Exercise: Filter the entries that follow, copying every line in which the word "this" appears.

--- START Record set ---

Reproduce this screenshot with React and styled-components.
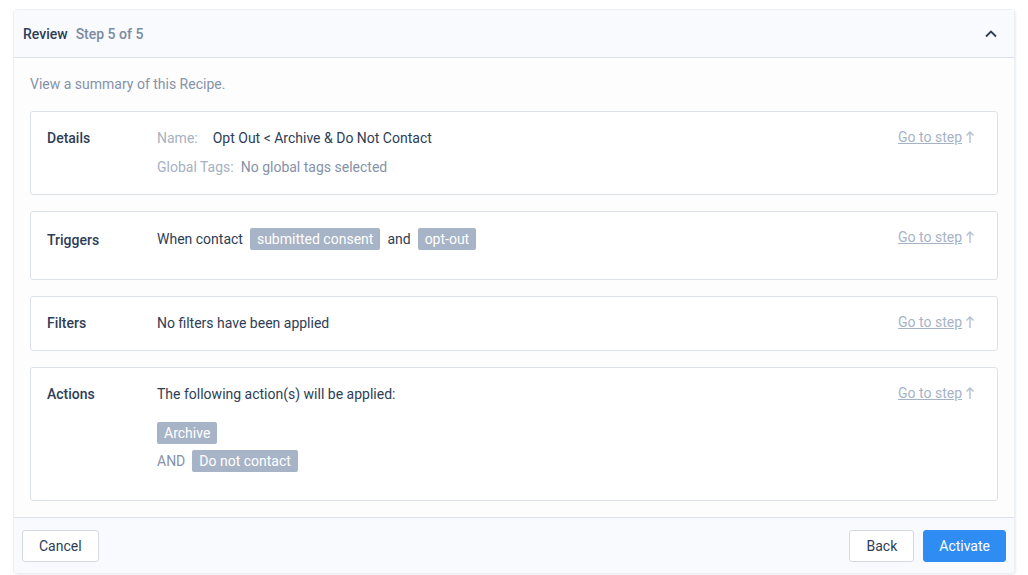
import React from 'react'
import styled, { createGlobalStyle } from 'styled-components'

const GlobalStyle = createGlobalStyle`
  body {
    margin: 0;
    background: #ffffff;
    font-family: Roboto, "Liberation Sans", sans-serif;
    font-size: 14px;
    color: #2e3d56;
  }
`

const Page = styled.div`
  padding: 10px 14px 2px 14px;
`

const Card = styled.div`
  background: #fdfdfe;
  border-radius: 3px;
  box-shadow: 0 0 0 1px #eceff4, 1px 1px 3px rgba(40, 55, 80, 0.18);
`

const Header = styled.div`
  display: flex;
  align-items: center;
  height: 47px;
  padding: 0 16px 0 9px;
  background: #f9fafd;
  border-bottom: 1px solid #dde2ea;
`

const Title = styled.span`
  font-weight: 500;
  color: #2e3d56;
  margin-right: 8px;
`

const Step = styled.span`
  color: #7b8aa3;
  font-weight: 500;
  flex: 1;
`

const Body = styled.div`
  padding: 16px 16px 16px 16px;
`

const Intro = styled.p`
  margin: 0 0 17px 0;
  color: #8592a8;
  line-height: 20px;
`

const Sections = styled.div`
  display: flex;
  flex-direction: column;
  gap: 16px;
`

const Section = styled.div`
  display: flex;
  border: 1px solid #dde2ea;
  border-radius: 3px;
  padding: 16px 22px 17px 16px;
  background: #ffffff;
`

const Label = styled.div`
  width: 110px;
  font-weight: 500;
  line-height: 20px;
  padding-top: ${p => p.$pt || 0}px;
  color: #2e3d56;
`

const Content = styled.div`
  flex: 1;
`

const Row = styled.div`
  display: flex;
  align-items: center;
  gap: 7px;
  line-height: 20px;
  min-height: ${p => p.$h || 20}px;
  margin-bottom: ${p => p.$mb || 0}px;
`

const Muted = styled.span`
  color: #a6b1c2;
  margin-right: ${p => p.$mr || 0}px;
`

const Gray = styled.span`
  color: #8592a8;
`

const Tag = styled.span`
  background: #a7b3c6;
  color: #ffffff;
  border-radius: 2px;
  padding: 0 7px;
  line-height: 22px;
  height: 22px;
  display: inline-block;
`

const GoLink = styled.a`
  color: #a6b3c7;
  text-decoration: underline;
  line-height: 20px;
  align-self: flex-start;
  display: flex;
  align-items: center;
  gap: 3px;
  margin-top: -1px;
  cursor: pointer;
`

const Footer = styled.div`
  display: flex;
  align-items: center;
  padding: 12px 8px 11px 8px;
  background: #f9fafd;
  border-top: 1px solid #dde2ea;
  gap: 9px;
`

const Spacer = styled.div`
  flex: 1;
`

const Button = styled.button`
  font-family: inherit;
  font-size: 14px;
  height: 32px;
  padding: 0 ${p => p.$px || 16}px;
  border-radius: 3px;
  border: 1px solid ${p => (p.$primary ? '#2e8cf3' : '#d3d9e3')};
  background: ${p => (p.$primary ? '#2e8cf3' : '#ffffff')};
  color: ${p => (p.$primary ? '#ffffff' : '#2e3d56')};
  cursor: pointer;
`

const ArrowUp = () => (
  <svg width="10" height="14" viewBox="0 0 10 14" fill="none" stroke="#b4bfcf" strokeWidth="1.4">
    <path d="M5 13V2M1.5 5.5L5 2l3.5 3.5" />
  </svg>
)

const Chevron = () => (
  <svg width="14" height="10" viewBox="0 0 14 10" fill="none" stroke="#2e3d56" strokeWidth="1.8">
    <path d="M2 7.5L7 2.5l5 5" />
  </svg>
)

const GoToStep = () => (
  <GoLink>
    Go to step <ArrowUp />
  </GoLink>
)

export default function App() {
  return (
    <Page>
      <GlobalStyle />
      <Card>
        <Header>
          <Title>Review</Title>
          <Step>Step 5 of 5</Step>
          <Chevron />
        </Header>
        <Body>
          <Intro>View a summary of this Recipe.</Intro>
          <Sections>
            <Section>
              <Label>Details</Label>
              <Content>
                <Row $mb={9}>
                  <Muted $mr={8}>Name:</Muted>
                  <span>Opt Out &lt; Archive &amp; Do Not Contact</span>
                </Row>
                <Row>
                  <Muted>Global Tags:</Muted>
                  <Gray>No global tags selected</Gray>
                </Row>
              </Content>
              <GoToStep />
            </Section>
            <Section>
              <Label $pt={2}>Triggers</Label>
              <Content>
                <Row $h={22} $mb={12}>
                  <span>When contact</span>
                  <Tag>submitted consent</Tag>
                  <span>and</span>
                  <Tag>opt-out</Tag>
                </Row>
              </Content>
              <GoToStep />
            </Section>
            <Section>
              <Label>Filters</Label>
              <Content>
                <Row>No filters have been applied</Row>
              </Content>
              <GoToStep />
            </Section>
            <Section>
              <Label>Actions</Label>
              <Content>
                <Row $mb={18}>The following action(s) will be applied:</Row>
                <Row $mb={6}>
                  <Tag>Archive</Tag>
                </Row>
                <Row $mb={11}>
                  <Gray>AND</Gray>
                  <Tag>Do not contact</Tag>
                </Row>
              </Content>
              <GoToStep />
            </Section>
          </Sections>
        </Body>
        <Footer>
          <Button>Cancel</Button>
          <Spacer />
          <Button>Back</Button>
          <Button $primary $px={15}>Activate</Button>
        </Footer>
      </Card>
    </Page>
  )
}
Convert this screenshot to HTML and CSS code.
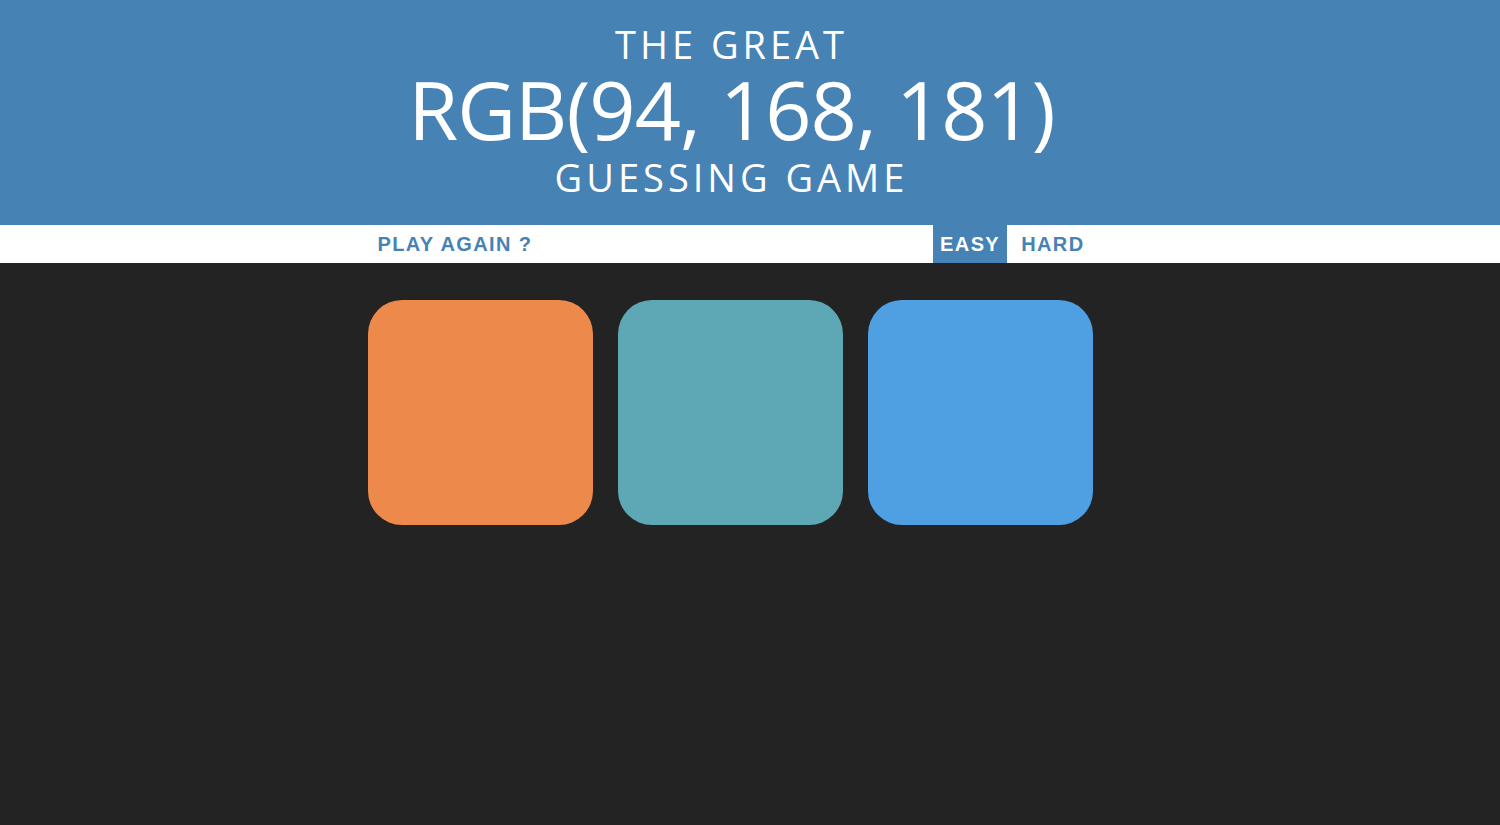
FILE: index.html
```html
<!DOCTYPE html>
<html lang="en">
<head>
<meta charset="utf-8">
<title>Colour Game</title>
<link rel="stylesheet" href="styles.css">
</head>
<body>
  <header class="banner">
    <h1 class="title">
      <span class="title-small">THE GREAT</span>
      <span class="title-big">RGB(94, 168, 181)</span>
      <span class="title-small title-last">GUESSING GAME</span>
    </h1>
  </header>
  <nav class="stripe">
    <div class="stripe-inner">
      <button class="btn btn-reset">PLAY AGAIN ?</button>
      <span class="message"></span>
      <button class="btn mode selected">EASY</button>
      <button class="btn mode mode-hard">HARD</button>
    </div>
  </nav>
  <main class="board">
    <div class="square sq-orange"></div>
    <div class="square sq-teal"></div>
    <div class="square sq-blue"></div>
  </main>
</body>
</html>
```
FILE: styles.css
```css
html, body {
  margin: 0;
  padding: 0;
}
body {
  background: #232323;
  font-family: "Liberation Sans", Arial, sans-serif;
}
.banner {
  background: #4682b4;
  height: 225px;
  box-sizing: border-box;
  padding-right: 37px;
}
.title {
  margin: 0;
  color: #fff;
  font-family: "Open Sans", sans-serif;
  font-weight: 400;
  text-align: center;
  display: flex;
  flex-direction: column;
  align-items: center;
  padding-top: 24px;
}
.title-small {
  font-size: 38px;
  line-height: 40px;
  letter-spacing: 4px;
}
.title-last {
  line-height: 48px;
}
.title-big {
  font-size: 81px;
  line-height: 89px;
  letter-spacing: -1px;
}
.stripe {
  background: #fff;
  height: 38px;
  padding-right: 39px;
}
.stripe-inner {
  width: 750px;
  height: 100%;
  margin: 0 auto;
  display: flex;
  align-items: stretch;
}
.btn {
  border: none;
  background: none;
  font-family: "Liberation Sans", Arial, sans-serif;
  font-weight: 700;
  font-size: 20px;
  letter-spacing: 1.4px;
  color: #4682b4;
  text-transform: uppercase;
  padding: 0 8px;
  cursor: pointer;
  outline: none;
}
.btn-reset {
  padding-left: 22px;
}
.message {
  flex: 1;
}
.mode.selected {
  background: #4682b4;
  color: #fff;
  padding: 0 7px;
}
.mode-hard {
  padding-left: 14px;
  margin-right: 13px;
}
.board {
  width: 750px;
  margin: 0 auto;
  padding: 37px 0 0 0;
  display: flex;
  justify-content: center;
  gap: 25px;
  box-sizing: border-box;
  position: relative;
  left: -19.5px;
}
.square {
  width: 225px;
  height: 225px;
  border-radius: 34px;
}
.sq-orange { background: #ed8a4b; }
.sq-teal { background: #5ea8b5; }
.sq-blue { background: #4ea0e2; }
```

--- END Record set ---

Solved problem:
Reproduce this screenshot with React and styled-components.
          <Intro>View a summary of this Recipe.</Intro>
Convert this screenshot to HTML and CSS code.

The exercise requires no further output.